Corporations behind increase in developing-world debt

Corporations behind increase in developing-world debt

Poorest countries have little protection against Trump’s trade wars and growth slump

An “explosion” in corporate and household debt across the developing world since the financial crisis has left some of the world’s poorest countries with little protection against Donald Trump’s trade wars and a slowdown in global growth.

The United Nations Conference on Trade and Development (Unctad) warned in its annual health check on the global economy that while governments had kept a lid on their debts, private corporations were behind a dramatic increase in developing-world debts.

“The core concern is the continued strong dependence of tepid global growth on debt,” it said.

Since 2008, global debt has soared from $142tn to $250tn, which is three times the combined income of every nation. Unctad said that this situation was worse than expected after global incomes failed to keep pace with rising debt levels.

The report found that the ratio of global debt to GDP is one third higher than in 2008 before the crash. And the situation was much worse in developed-world countries that had borrowed heavily in recent years from western banks offering ultra-cheap short-term loans.

“Private debt has exploded, especially in emerging markets and developing countries, whose share of global debt stock increased from 7% in 2007 to 26% in 2017,” it said. Over the same period, the ratio of debts racked up by non-financial businesses in emerging markets increased from 56% in 2008 to 105%.

Turkey and Argentina are among a group of nations that have suffered a severe economic shock since the US Federal Reserve began increasing interest rates, which pushed up borrowing costs to their largest businesses.

Argentina was forced last month to request aid from the International Monetary Fund while many investors have taken bets that Turkey will soon follow suit. African countries, including Zambia, are on a watchlist at the IMF’s headquarters in Washington in case they also find they are unable to pay interest bills on their ballooning debts.

Unctad said a recent increase in oil and some commodity prices had bailed out those countries that had previously faced the double whammy of a decline in export income and higher debt costs.

However, the likelihood of an escalation in trade war between the US, China and Europe, and slower global growth still left them vulnerable to defaulting on their rising interest bills.

The report also argued that developing-world countries were suffering at the hands of global corporations, most them based in the developed world.

It said: “Recent evidence from non-oil exports shows that, within the restricted circle of exporting firms, the top 1% accounted for 57% of country exports on average in 2014. The distribution of exports is thus highly skewed in favour of the largest firms.”

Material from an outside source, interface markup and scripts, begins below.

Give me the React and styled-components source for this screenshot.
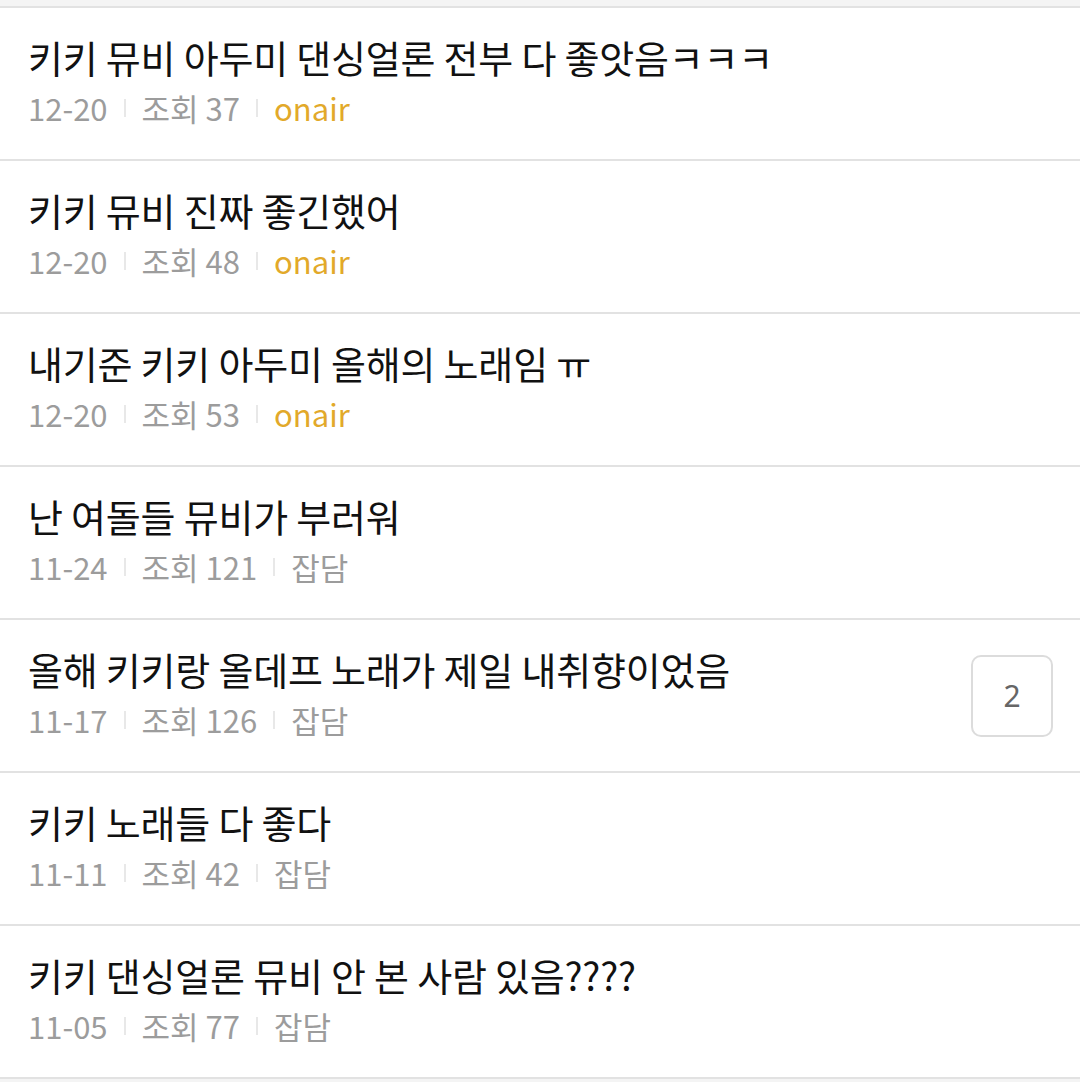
import React from 'react'
import styled, { createGlobalStyle } from 'styled-components'

const GlobalStyle = createGlobalStyle`
    html, body {
        margin: 0;
        padding: 0;
        background: #f4f4f4;
    }
    body {
        font-family: "Noto Sans CJK KR", "Noto Sans", sans-serif;
    }
`

const posts = [
    { title: '키키 뮤비 아두미 댄싱얼론 전부 다 좋앗음ㅋㅋㅋ', date: '12-20', views: 37, tag: 'onair' },
    { title: '키키 뮤비 진짜 좋긴했어', date: '12-20', views: 48, tag: 'onair' },
    { title: '내기준 키키 아두미 올해의 노래임 ㅠ', date: '12-20', views: 53, tag: 'onair' },
    { title: '난 여돌들 뮤비가 부러워', date: '11-24', views: 121, tag: '잡담' },
    { title: '올해 키키랑 올데프 노래가 제일 내취향이었음', date: '11-17', views: 126, tag: '잡담', comments: 2 },
    { title: '키키 노래들 다 좋다', date: '11-11', views: 42, tag: '잡담' },
    { title: '키키 댄싱얼론 뮤비 안 본 사람 있음????', date: '11-05', views: 77, tag: '잡담' },
]

const Post = ({ title, date, views, tag, comments }) => (
    <Row>
        <Body>
            <Title>{title}</Title>
            <Meta>
                <span>{date}</span>
                <Divider />
                <span>조회 {views}</span>
                <Divider />
                <Tag $onair={tag === 'onair'}>{tag}</Tag>
            </Meta>
        </Body>
        {comments && <CommentBox>{comments}</CommentBox>}
    </Row>
)

const App = () => (
    <>
        <GlobalStyle />
        <List>
            {posts.map((p, i) => <Post key={i} {...p} />)}
        </List>
    </>
)

const List = styled.ul`
    list-style: none;
    margin: 6px 0 0;
    padding: 0;
    background: #fff;
    border-top: 2px solid #e2e2e2;
`

const Row = styled.li`
    display: flex;
    align-items: center;
    height: 151px;
    padding: 0 27px 0 28px;
    border-bottom: 2px solid #e2e2e2;
`

const Body = styled.div`
    flex: 1;
    display: flex;
    flex-direction: column;
    gap: 6px;
    padding-bottom: 8px;
`

const Title = styled.div`
    font-size: 38px;
    line-height: 50px;
    color: #111;
    letter-spacing: -0.2px;
`

const Meta = styled.div`
    display: flex;
    align-items: center;
    gap: 16px;
    font-size: 31px;
    line-height: 40px;
    color: #9c9c9c;
`

const Divider = styled.i`
    width: 2px;
    height: 18px;
    background: #e8e8e8;
`

const Tag = styled.span`
    color: ${p => p.$onair ? '#e2a92a' : '#9c9c9c'};
`

const CommentBox = styled.div`
    width: 78px;
    height: 78px;
    display: flex;
    align-items: center;
    justify-content: center;
    border: 2px solid #dcdcdc;
    border-radius: 10px;
    font-size: 30px;
    color: #666;
    font-family: "Noto Sans", sans-serif;
`

export default App
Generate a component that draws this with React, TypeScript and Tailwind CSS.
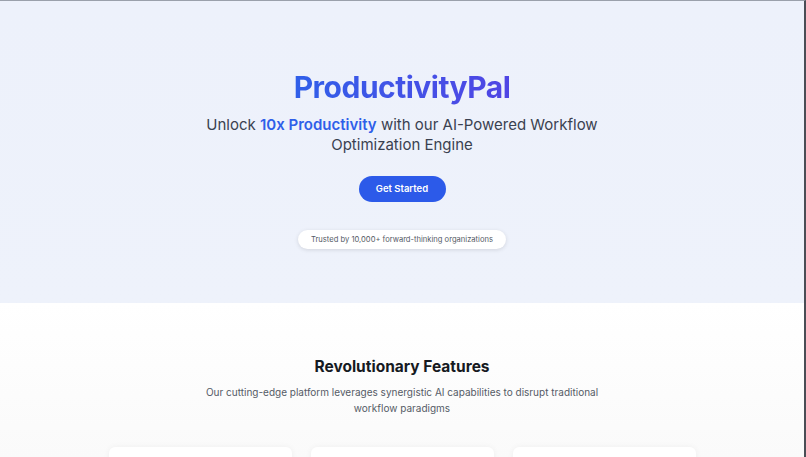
import React from "react";

export default function App() {
  return (
    <div
      className="w-[806px] h-[457px] overflow-hidden border-t border-t-[#9aa0ab] border-r-2 border-r-[#4a4d55] bg-white"
      style={{ fontFamily: "Inter, 'Noto Sans', sans-serif" }}
    >
      <section className="h-[302px] bg-gradient-to-b from-[#edf1fb] to-[#eef2fb] flex flex-col items-center pt-[66px]">
        <h1 className="text-[30px] leading-[40px] font-bold tracking-[-0.5px] bg-gradient-to-r from-[#2f5fe9] to-[#4f45e4] bg-clip-text text-transparent">
          ProductivityPal
        </h1>
        <p className="mt-[8px] text-[15px] leading-[20px] text-[#3a4150] text-center w-[420px]">
          Unlock <span className="text-[#2f5fe9] font-semibold">10x Productivity</span> with our AI-Powered Workflow Optimization Engine
        </p>
        <button className="mt-[21px] h-[26px] w-[87px] rounded-full bg-[#2c5ae9] text-white text-[9.5px] font-semibold">
          Get Started
        </button>
        <div className="mt-[28px] h-[19px] px-[13px] rounded-full bg-white shadow-[0_1px_4px_rgba(0,0,0,0.12)] flex items-center text-[7.6px] text-[#555b66]">
          Trusted by 10,000+ forward-thinking organizations
        </div>
      </section>
      <section className="h-[155px] bg-gradient-to-b from-white to-[#fafafa] flex flex-col items-center pt-[53px]">
        <h2 className="text-[15.5px] leading-[22px] font-bold text-[#161a22]">Revolutionary Features</h2>
        <p className="mt-[6px] text-[10px] leading-[16px] text-[#555b66] text-center w-[400px]">
          Our cutting-edge platform leverages synergistic AI capabilities to disrupt traditional workflow paradigms
        </p>
        <div className="mt-[31px] flex gap-[19px]">
          <div className="w-[183px] h-[60px] bg-white rounded-[6px] shadow-[0_0_6px_rgba(0,0,0,0.05)]" />
          <div className="w-[183px] h-[60px] bg-white rounded-[6px] shadow-[0_0_6px_rgba(0,0,0,0.05)]" />
          <div className="w-[183px] h-[60px] bg-white rounded-[6px] shadow-[0_0_6px_rgba(0,0,0,0.05)]" />
        </div>
      </section>
    </div>
  );
}
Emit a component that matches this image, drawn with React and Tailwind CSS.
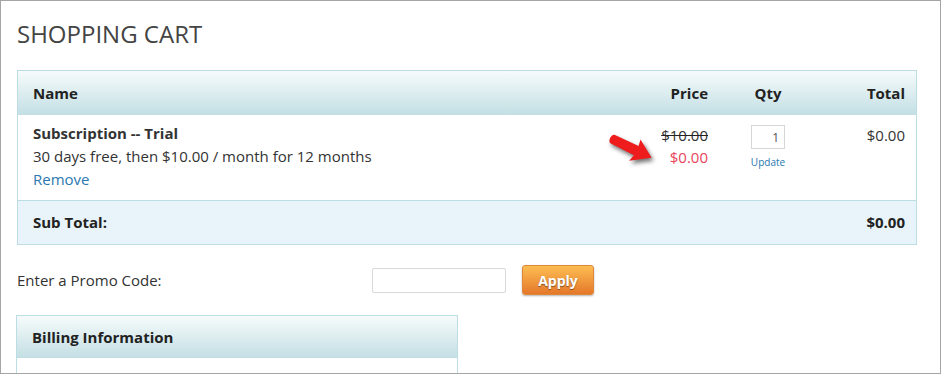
import React from 'react';

function RedArrow() {
  return (
    <svg
      width="52"
      height="34"
      viewBox="0 0 52 34"
      className="absolute left-[18px] top-[18px] drop-shadow-[2px_3px_2px_rgba(0,0,0,0.55)]"
    >
      <g transform="translate(7 6) rotate(26)">
        <path
          d="M0 -4.5 C -4 -4.5 -4 5 0 5 L 26 5.5 L 24 12.5 L 43 0 L 25 -11.5 L 26 -5 Z"
          fill="#ee1c1c"
        />
      </g>
    </svg>
  );
}

export default function App() {
  return (
    <div className="w-[941px] h-[374px] border border-[#a5a5a5] bg-white overflow-hidden px-[16px] font-['Open_Sans',sans-serif] text-[#333]">
      {/* Title */}
      <h1 className="pt-[17px] text-[24px] leading-[32px] text-[#444] font-normal">SHOPPING CART</h1>

      {/* Cart table */}
      <div className="mt-[20px] w-[900px] border border-[#bddde4]">
        <div className="flex h-[44px] items-center bg-gradient-to-b from-[#f6fbfb] to-[#c3dfe4] text-[15px] font-bold text-[#222]">
          <div className="flex-1 pl-[15px]">Name</div>
          <div className="w-[140px] pr-[20px] text-right">Price</div>
          <div className="w-[80px] text-center">Qty</div>
          <div className="w-[108px] pr-[11px] text-right">Total</div>
        </div>

        <div className="flex h-[85px] text-[15px] leading-[23px]">
          <div className="flex-1 pl-[15px] pt-[7px]">
            <div className="font-bold text-[#333]">Subscription -- Trial</div>
            <div>30 days free, then $10.00 / month for 12 months</div>
            <a href="#" className="text-[#2b78b0]">Remove</a>
          </div>
          <div className="relative w-[140px] pr-[20px] pt-[9px] text-right leading-[22px]">
            <RedArrow />
            <div className="line-through decoration-[#222] text-[#333]">$10.00</div>
            <div className="text-[#e8455b]">$0.00</div>
          </div>
          <div className="flex w-[80px] flex-col items-center pt-[10px]">
            <input
              defaultValue="1"
              className="h-[24px] w-[34px] border border-[#d6d6d6] pr-[5px] text-right text-[12px] text-[#555] outline-none"
            />
            <a href="#" className="mt-[6px] text-[10px] leading-[14px] text-[#2b78b0]">Update</a>
          </div>
          <div className="w-[108px] pr-[11px] pt-[9px] text-right leading-[22px]">$0.00</div>
        </div>

        <div className="flex h-[44px] items-center border-t border-[#bddde4] bg-[#e8f4fa] text-[15px] font-bold text-[#222]">
          <div className="flex-1 pl-[15px]">Sub Total:</div>
          <div className="pr-[11px]">$0.00</div>
        </div>
      </div>

      {/* Promo code */}
      <div className="mt-[20px] flex h-[30px] items-center text-[15px]">
        <label className="w-[355px] text-[#333]">Enter a Promo Code:</label>
        <input className="h-[25px] w-[134px] rounded-[2px] border border-[#d9d9d9] outline-none" />
        <button className="ml-[16px] h-[30px] w-[72px] rounded-[3px] border border-[#e0883a] bg-gradient-to-b from-[#fdbd52] to-[#e4782a] text-[14px] font-bold text-white shadow-[0_1px_2px_rgba(0,0,0,0.3)] [text-shadow:0_1px_1px_rgba(0,0,0,0.45)]">
          Apply
        </button>
      </div>

      {/* Billing */}
      <div className="mt-[20px] -ml-px w-[442px] border border-[#bddde4]">
        <div className="flex h-[42px] items-center bg-gradient-to-b from-[#f6fbfb] to-[#c3dfe4] pl-[15px] text-[15px] font-bold text-[#222]">
          Billing Information
        </div>
        <div className="h-[40px] bg-white"></div>
      </div>
    </div>
  );
}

After the global financial crisis, according to the report, the five largest exporting firms, on average, accounted for 30% of a country’s total exports, and the 10 largest exporting firms for 42%.

“This sheer size reinforced the gradual dilution of social and political accountability of large corporations to national constituencies and labour around the world,” it said.

Free-trade zones, often near coastal towns and port cities, have played a part in offering multinational companies a virtually tax-free base from which to assemble manufactured goods such as cars, fridges and cookers.

In a seemingly clear reference to the US tech giants Apple and Amazon, Unctad said: “The increase in profits of large “superstar” firms has been a major driver of global inequality, widening the gap between a small number of big winners and a large collection of smaller companies and workers that are being squeezed.”